A recent survey completed by the United States-Japan Trade Council reports that the 5 States of Illinois, Indiana, Ohio, Michigan, and Wisconsin accounted for $309 million of sales to Japan in 1957. This surpassed all other regions of the United States.

The growth of import activity in the Chicago metropolitan area in recent years is reflected by the increase in the number of importers, import agents and brokers in the area. The records of our World Trade Division disclose that in 1950 there were 483 such firms and individuals; in 1954, 823; and currently more than 1,200. These include manufacturers that import raw materials and component parts used in the fabrication of their products, wholesalers which distribute throughout the area, and retailers such as our major department stores, which sell through their own outlets.

Forecasts by responsible governmental and private institutions as to the volume of waterborne commerce, foreign and domestic, expected to move by the St. Lawrence seaway when the project and connecting channels are completed range from 37 to 46 million tons. In metropolitan Chicago, two additional waterway projects-port development in the Lake Calumet area by the Chicago Regional Port District, and at the mouth of the Chicago River by the city, and the widening of the Sag Channel connecting Lake Calumet with the Chicago Sanitary and Ship Canal and the Illinois River-are underway. Within 1 year after completion of the various projects, scheduled for 1962, it is estimated that overseas cargo of all types moving through the port of Chicago should increase to at least 1,500,000 tons.
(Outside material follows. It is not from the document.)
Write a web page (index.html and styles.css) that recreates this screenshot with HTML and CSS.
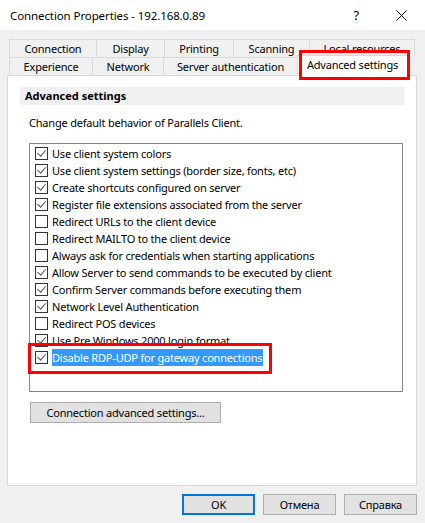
FILE: index.html
```html
<!DOCTYPE html>
<html>
<head>
<meta charset="utf-8">
<link rel="stylesheet" href="styles.css">
</head>
<body>
<div class="window">
  <div class="titlebar">
    <span class="title">Connection Properties - 192.168.0.89</span>
    <span class="help">?</span>
    <svg class="close" width="11" height="11" viewBox="0 0 11 11"><path d="M0.5 0.5 L10.5 10.5 M10.5 0.5 L0.5 10.5" stroke="#000" stroke-width="1" fill="none"/></svg>
  </div>
  <div class="dialog">
    <div class="tabs">
      <div class="tabrow back">
        <div class="tab w-conn">Connection</div>
        <div class="tab w-disp">Display</div>
        <div class="tab w-print">Printing</div>
        <div class="tab w-scan">Scanning</div>
        <div class="tab w-local">Local resources</div>
      </div>
      <div class="tabrow front">
        <div class="tab w-exp">Experience</div>
        <div class="tab w-net">Network</div>
        <div class="tab w-srv">Server authentication</div>
        <div class="tab active w-adv">Advanced settings</div>
      </div>
      <div class="redbox tabmark"></div>
    </div>
    <div class="panel">
      <div class="heading">Advanced settings</div>
      <div class="desc">Change default behavior of Parallels Client.</div>
      <div class="listbox">
        <div class="item"><span class="cb on"></span><span class="lbl">Use client system colors</span></div>
        <div class="item"><span class="cb on"></span><span class="lbl">Use client system settings (border size, fonts, etc)</span></div>
        <div class="item"><span class="cb on"></span><span class="lbl">Create shortcuts configured on server</span></div>
        <div class="item"><span class="cb on"></span><span class="lbl">Register file extensions associated from the server</span></div>
        <div class="item"><span class="cb"></span><span class="lbl">Redirect URLs to the client device</span></div>
        <div class="item"><span class="cb"></span><span class="lbl">Redirect MAILTO to the client device</span></div>
        <div class="item"><span class="cb"></span><span class="lbl">Always ask for credentials when starting applications</span></div>
        <div class="item"><span class="cb on"></span><span class="lbl">Allow Server to send commands to be executed by client</span></div>
        <div class="item"><span class="cb on"></span><span class="lbl">Confirm Server commands before executing them</span></div>
        <div class="item"><span class="cb on"></span><span class="lbl">Network Level Authentication</span></div>
        <div class="item"><span class="cb"></span><span class="lbl">Redirect POS devices</span></div>
        <div class="item"><span class="cb on"></span><span class="lbl">Use Pre Windows 2000 login format</span></div>
        <div class="item"><span class="cb on"></span><span class="lbl selected">Disable RDP-UDP for gateway connections</span></div>
        <div class="redbox itemmark"></div>
      </div>
      <button class="btn advbtn">Connection advanced settings...</button>
    </div>
    <div class="footer">
      <button class="btn fbtn default">OK</button>
      <button class="btn fbtn">Отмена</button>
      <button class="btn fbtn">Справка</button>
    </div>
  </div>
</div>
</body>
</html>
```
FILE: styles.css
```css
html, body {
  margin: 0;
  padding: 0;
}
body {
  width: 425px;
  height: 523px;
  overflow: hidden;
  background: #f0f0f0;
  font-family: "Noto Sans", "DejaVu Sans", sans-serif;
  font-size: 11px;
  letter-spacing: -0.2px;
  color: #000;
}
.window {
  width: 425px;
  height: 523px;
  display: flex;
  flex-direction: column;
}
.titlebar {
  height: 30px;
  background: #fff;
  display: flex;
  align-items: center;
  padding-left: 10px;
  box-sizing: border-box;
}
.title {
  font-size: 11.5px;
  letter-spacing: -0.1px;
  flex: 1;
}
.help {
  font-size: 13px;
  margin-right: 37px;
}
.close {
  margin-right: 18px;
}
.dialog {
  flex: 1;
  display: flex;
  flex-direction: column;
  padding-top: 9px;
}
.tabs {
  position: relative;
  margin-left: 9px;
  height: 36px;
}
.tabrow {
  display: flex;
  height: 18px;
}
.tab {
  box-sizing: border-box;
  height: 18px;
  border: 1px solid #d9d9d9;
  border-right: none;
  border-bottom: none;
  background: #f0f0f0;
  display: flex;
  align-items: center;
  justify-content: center;
  white-space: nowrap;
  line-height: 16px;
}
.tabrow .tab:last-child {
  border-right: 1px solid #d9d9d9;
}
.w-conn { width: 87px; }
.w-disp { width: 68px; }
.w-print { width: 69px; }
.w-scan { width: 76px; }
.w-local { width: 106px; }
.w-exp { width: 83px; }
.w-net { width: 71px; }
.w-srv { width: 134px; }
.w-adv { width: 111px; }
.tab.active {
  background: #fff;
  height: 21px;
  margin-top: -2px;
  border: 1px solid #d9d9d9;
  border-bottom: none;
  position: relative;
  z-index: 2;
  padding-bottom: 3px;
}
.redbox {
  position: absolute;
  border: 3px solid #ff0000;
  box-sizing: border-box;
  z-index: 5;
  pointer-events: none;
}
.tabmark {
  left: 290px;
  top: 11px;
  width: 111px;
  height: 30px;
}
.panel {
  box-sizing: border-box;
  margin-left: 7px;
  width: 410px;
  height: 411px;
  background: #fff;
  border: 1px solid #d9d9d9;
  padding: 11px 12px 0 12px;
  display: flex;
  flex-direction: column;
  align-items: flex-start;
}
.heading {
  align-self: stretch;
  height: 18px;
  background: #f0f0f0;
  font-weight: bold;
  letter-spacing: 0;
  padding-left: 5px;
  line-height: 18px;
}
.desc {
  margin-top: 10px;
  margin-left: 9px;
  line-height: 16px;
}
.listbox {
  position: relative;
  box-sizing: border-box;
  margin-top: 12px;
  margin-left: 9px;
  width: 374px;
  height: 249px;
  border: 1px solid #828790;
  padding-top: 1px;
  padding-left: 5px;
  display: flex;
  flex-direction: column;
}
.item {
  height: 17px;
  display: flex;
  align-items: center;
  white-space: nowrap;
}
.cb {
  box-sizing: border-box;
  width: 13px;
  height: 13px;
  border: 1px solid #333;
  background: #fff;
  margin-right: 4px;
  flex: none;
  position: relative;
}
.cb.on::after {
  content: "";
  position: absolute;
  left: 3px;
  top: 0px;
  width: 4px;
  height: 7px;
  border-right: 1px solid #555;
  border-bottom: 1px solid #555;
  transform: rotate(40deg);
}
.lbl {
  height: 17px;
  line-height: 17px;
}
.lbl.selected {
  background: #3399ff;
  color: #fff;
  padding-right: 1px;
}
.itemmark {
  left: -2px;
  top: 199px;
  width: 244px;
  height: 31px;
}
.btn {
  font-family: inherit;
  font-size: 11px;
  letter-spacing: -0.2px;
  color: #000;
  background: #e1e1e1;
  border: 1px solid #adadad;
  box-sizing: border-box;
  padding: 0;
  height: 21px;
  line-height: 17px;
}
.advbtn {
  margin-top: 10px;
  margin-left: 10px;
  width: 191px;
}
.footer {
  display: flex;
  justify-content: flex-end;
  gap: 8px;
  padding-right: 8px;
  margin-top: 8px;
}
.fbtn {
  width: 73px;
}
.fbtn.default {
  border: 2px solid #0078d7;
}
```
We have estimated that within 15 years after the completion of the three projects mentioned, new investment in industrial-plant facilities will reach $10 billion. Within this same period it is anticipated these new industries will provide jobs directly and indirectly for several hundred thousand workers, including 40.000 jobs directly connected with water transportation. The estimate, therefore, of 1.5 million tons within 5 years after the seaway is completed is believed to be conservative.

All of the present facts and future projections make it clear that the already important international commerce of Chicago and the Middle West requires the continuance and extension of a foreign economic policy that will result in the maintenance and expansion of world trade. The United States consistently exports more than it imports. If we are to continue to have an export business that provides jobs for millions of United States workers without underwriting indefinitely, through foreign aid, the difference between our foreign sales and our imports; if we want to bring back to this country, in dollars. the earnings on investment abroad; we must make it possible for other nations to market in this country raw materials and finished products which we need and want.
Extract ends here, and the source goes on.